** START **
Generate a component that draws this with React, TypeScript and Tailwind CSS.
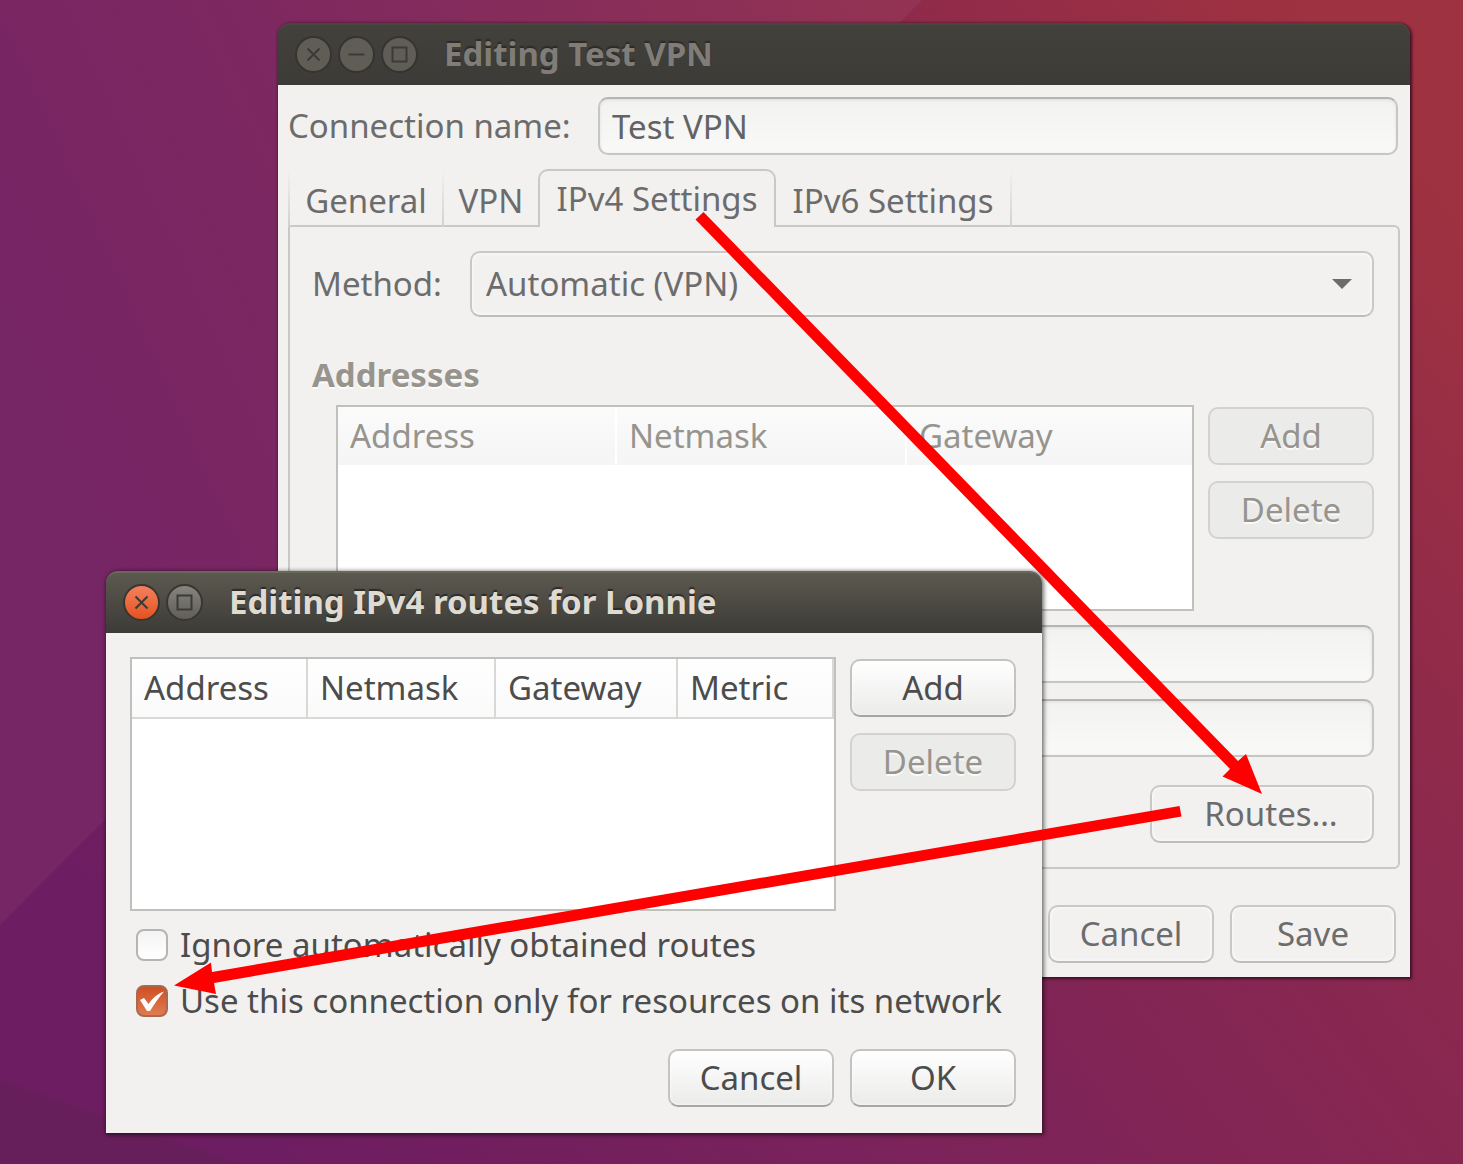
** END **
** START **
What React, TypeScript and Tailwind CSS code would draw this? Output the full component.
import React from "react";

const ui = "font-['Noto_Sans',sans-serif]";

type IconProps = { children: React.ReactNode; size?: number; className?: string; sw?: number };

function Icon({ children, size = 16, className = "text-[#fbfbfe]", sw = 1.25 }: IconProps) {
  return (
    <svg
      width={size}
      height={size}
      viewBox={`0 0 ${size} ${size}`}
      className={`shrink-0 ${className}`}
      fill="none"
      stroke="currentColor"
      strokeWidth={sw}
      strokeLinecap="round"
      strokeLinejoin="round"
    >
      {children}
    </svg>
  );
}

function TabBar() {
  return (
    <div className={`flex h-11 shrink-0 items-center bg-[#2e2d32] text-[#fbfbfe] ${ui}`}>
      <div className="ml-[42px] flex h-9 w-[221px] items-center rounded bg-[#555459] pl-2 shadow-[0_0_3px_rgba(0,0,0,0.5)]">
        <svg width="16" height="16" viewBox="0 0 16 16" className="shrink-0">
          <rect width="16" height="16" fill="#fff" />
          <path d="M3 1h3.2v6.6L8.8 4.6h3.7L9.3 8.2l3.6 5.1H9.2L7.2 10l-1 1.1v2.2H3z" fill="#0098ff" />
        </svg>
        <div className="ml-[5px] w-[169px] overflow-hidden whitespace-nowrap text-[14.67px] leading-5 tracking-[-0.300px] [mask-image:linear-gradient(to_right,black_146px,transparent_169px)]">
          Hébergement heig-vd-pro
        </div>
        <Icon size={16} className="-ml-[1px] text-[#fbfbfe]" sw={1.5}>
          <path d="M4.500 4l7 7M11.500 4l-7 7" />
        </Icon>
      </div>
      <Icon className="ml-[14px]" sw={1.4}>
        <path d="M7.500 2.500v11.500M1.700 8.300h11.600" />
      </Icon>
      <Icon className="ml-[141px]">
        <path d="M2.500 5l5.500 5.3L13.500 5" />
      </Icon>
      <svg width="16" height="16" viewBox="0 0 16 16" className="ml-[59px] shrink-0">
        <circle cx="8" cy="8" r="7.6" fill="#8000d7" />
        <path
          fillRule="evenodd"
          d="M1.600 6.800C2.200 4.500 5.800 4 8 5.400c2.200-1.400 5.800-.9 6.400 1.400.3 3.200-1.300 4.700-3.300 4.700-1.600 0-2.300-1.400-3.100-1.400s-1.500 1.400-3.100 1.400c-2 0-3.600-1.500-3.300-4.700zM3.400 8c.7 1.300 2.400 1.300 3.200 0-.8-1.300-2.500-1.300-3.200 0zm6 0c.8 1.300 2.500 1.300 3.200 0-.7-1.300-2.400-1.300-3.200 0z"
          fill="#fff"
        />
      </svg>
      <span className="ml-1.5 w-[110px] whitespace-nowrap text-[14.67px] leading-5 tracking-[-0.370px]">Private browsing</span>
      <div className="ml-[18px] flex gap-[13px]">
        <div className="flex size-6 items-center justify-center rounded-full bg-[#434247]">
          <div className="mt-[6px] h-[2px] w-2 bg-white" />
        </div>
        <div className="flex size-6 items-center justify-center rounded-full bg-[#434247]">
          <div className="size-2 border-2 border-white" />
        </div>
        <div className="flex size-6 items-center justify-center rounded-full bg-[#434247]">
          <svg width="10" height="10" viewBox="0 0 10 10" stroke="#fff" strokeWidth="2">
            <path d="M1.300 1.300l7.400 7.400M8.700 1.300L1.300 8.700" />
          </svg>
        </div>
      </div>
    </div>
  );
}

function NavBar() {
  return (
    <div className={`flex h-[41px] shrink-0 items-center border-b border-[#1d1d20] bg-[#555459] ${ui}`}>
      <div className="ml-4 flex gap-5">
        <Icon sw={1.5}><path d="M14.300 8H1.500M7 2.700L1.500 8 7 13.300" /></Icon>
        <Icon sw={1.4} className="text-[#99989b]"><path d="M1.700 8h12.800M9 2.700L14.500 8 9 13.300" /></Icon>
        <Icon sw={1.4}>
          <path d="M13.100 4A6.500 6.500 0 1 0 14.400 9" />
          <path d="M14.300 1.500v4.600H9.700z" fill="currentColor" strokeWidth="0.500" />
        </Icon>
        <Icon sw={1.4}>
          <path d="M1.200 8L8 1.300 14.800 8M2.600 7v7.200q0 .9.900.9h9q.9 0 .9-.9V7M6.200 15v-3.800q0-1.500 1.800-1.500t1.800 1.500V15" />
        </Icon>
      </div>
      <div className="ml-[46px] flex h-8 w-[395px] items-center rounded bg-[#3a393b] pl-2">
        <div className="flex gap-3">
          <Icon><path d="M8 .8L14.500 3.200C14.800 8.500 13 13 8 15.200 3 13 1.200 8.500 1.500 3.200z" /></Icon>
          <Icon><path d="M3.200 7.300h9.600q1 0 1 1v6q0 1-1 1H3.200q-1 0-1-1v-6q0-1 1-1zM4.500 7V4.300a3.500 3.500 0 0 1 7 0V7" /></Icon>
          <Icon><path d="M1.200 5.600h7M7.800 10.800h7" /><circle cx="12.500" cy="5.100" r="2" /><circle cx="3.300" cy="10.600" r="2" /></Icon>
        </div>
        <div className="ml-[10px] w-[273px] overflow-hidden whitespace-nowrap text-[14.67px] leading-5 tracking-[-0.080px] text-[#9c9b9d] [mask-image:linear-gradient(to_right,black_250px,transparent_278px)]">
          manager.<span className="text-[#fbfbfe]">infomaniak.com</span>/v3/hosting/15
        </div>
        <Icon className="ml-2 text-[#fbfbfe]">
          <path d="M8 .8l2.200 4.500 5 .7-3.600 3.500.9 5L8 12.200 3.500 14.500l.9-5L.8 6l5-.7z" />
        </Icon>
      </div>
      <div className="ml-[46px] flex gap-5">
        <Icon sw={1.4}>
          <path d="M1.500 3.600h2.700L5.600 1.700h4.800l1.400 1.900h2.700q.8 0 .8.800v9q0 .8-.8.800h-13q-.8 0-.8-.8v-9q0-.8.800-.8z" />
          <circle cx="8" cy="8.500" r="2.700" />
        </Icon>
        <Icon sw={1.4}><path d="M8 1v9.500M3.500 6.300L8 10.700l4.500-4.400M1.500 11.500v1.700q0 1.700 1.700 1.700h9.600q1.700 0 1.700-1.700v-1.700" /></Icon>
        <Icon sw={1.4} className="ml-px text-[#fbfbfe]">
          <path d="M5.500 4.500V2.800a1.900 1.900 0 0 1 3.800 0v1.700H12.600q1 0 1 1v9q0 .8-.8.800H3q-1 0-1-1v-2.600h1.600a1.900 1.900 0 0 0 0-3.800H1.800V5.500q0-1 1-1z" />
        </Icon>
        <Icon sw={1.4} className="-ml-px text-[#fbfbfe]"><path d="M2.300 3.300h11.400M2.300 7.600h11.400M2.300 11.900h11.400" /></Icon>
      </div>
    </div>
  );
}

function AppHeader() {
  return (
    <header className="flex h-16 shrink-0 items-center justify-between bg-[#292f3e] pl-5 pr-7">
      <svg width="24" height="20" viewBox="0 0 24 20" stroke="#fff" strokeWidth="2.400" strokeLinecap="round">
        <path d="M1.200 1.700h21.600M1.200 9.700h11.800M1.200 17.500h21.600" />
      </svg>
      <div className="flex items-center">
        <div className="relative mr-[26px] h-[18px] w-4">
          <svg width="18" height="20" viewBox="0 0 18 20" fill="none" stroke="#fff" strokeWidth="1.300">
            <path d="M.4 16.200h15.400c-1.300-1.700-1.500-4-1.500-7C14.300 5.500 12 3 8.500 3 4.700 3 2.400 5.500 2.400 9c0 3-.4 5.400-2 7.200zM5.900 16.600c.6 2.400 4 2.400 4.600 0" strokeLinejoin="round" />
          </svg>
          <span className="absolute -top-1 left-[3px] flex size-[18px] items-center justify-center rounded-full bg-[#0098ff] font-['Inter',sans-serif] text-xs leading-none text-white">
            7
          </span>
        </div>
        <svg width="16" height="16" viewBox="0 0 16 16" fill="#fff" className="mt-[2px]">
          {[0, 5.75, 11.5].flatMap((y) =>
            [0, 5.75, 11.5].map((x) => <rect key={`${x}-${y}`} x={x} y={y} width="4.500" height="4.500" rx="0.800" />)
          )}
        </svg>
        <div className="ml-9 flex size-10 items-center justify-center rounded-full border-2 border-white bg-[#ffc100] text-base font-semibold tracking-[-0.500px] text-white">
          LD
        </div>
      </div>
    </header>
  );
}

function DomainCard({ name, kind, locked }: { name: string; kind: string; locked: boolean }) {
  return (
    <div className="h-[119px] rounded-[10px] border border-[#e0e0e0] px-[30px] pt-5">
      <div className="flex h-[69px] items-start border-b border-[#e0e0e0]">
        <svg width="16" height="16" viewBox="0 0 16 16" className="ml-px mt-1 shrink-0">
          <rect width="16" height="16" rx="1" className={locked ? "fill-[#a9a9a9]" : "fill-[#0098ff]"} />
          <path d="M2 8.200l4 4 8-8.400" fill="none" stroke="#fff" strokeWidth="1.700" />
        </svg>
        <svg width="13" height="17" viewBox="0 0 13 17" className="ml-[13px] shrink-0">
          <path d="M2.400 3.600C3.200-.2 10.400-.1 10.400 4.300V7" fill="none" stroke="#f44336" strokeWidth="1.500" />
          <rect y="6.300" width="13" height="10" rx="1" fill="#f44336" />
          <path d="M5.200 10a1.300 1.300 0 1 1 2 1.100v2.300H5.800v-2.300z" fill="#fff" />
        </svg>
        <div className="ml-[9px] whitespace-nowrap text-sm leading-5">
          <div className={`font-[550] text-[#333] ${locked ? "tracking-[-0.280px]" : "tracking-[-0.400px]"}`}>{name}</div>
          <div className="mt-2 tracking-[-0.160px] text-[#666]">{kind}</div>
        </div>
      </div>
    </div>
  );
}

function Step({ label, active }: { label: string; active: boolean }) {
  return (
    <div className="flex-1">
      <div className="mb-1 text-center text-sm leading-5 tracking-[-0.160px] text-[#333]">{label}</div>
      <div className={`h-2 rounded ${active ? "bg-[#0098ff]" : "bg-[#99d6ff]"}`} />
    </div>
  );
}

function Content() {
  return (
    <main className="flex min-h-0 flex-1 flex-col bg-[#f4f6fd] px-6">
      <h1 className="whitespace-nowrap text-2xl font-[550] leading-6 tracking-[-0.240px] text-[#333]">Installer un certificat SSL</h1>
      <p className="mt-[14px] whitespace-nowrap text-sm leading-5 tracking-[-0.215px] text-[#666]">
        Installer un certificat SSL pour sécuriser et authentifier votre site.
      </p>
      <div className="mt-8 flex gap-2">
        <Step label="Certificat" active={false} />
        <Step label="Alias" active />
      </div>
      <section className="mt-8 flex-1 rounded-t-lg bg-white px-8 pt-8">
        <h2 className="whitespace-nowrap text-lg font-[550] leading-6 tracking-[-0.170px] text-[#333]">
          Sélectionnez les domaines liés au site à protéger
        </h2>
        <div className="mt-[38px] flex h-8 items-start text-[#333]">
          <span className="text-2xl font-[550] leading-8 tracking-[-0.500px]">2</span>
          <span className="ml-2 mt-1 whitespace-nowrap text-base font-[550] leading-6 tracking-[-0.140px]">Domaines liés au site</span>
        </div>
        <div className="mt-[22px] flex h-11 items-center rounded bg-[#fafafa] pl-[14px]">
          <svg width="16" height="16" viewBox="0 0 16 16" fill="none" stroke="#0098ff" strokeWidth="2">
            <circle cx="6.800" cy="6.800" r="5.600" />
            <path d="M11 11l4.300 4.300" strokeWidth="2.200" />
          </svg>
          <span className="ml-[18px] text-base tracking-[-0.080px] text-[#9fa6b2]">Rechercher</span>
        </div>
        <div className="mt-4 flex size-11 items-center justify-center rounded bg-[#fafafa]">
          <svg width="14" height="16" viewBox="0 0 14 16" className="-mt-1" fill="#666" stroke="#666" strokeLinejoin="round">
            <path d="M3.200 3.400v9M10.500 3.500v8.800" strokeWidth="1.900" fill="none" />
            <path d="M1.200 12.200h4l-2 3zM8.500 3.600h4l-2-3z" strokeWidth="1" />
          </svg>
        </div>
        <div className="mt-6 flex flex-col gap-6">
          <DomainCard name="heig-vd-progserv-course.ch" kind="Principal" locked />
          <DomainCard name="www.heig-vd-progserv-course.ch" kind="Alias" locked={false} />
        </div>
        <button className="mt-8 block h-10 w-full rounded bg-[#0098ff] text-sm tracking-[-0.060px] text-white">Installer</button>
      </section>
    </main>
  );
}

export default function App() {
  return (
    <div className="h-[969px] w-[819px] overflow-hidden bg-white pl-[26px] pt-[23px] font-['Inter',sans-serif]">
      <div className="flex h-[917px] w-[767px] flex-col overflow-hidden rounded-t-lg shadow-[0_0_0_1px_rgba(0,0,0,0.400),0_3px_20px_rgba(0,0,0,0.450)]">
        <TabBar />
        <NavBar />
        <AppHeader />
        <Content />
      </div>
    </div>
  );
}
** END **
Extract and reproduce exactly the lines opening with the line containing "What React, TypeScript" and closing with the line containing "React.ReactNode; size?: number;", inclusive.

Expected answer:
What React, TypeScript and Tailwind CSS code would draw this? Output the full component.
import React from "react";

const ui = "font-['Noto_Sans',sans-serif]";

type IconProps = { children: React.ReactNode; size?: number; className?: string; sw?: number };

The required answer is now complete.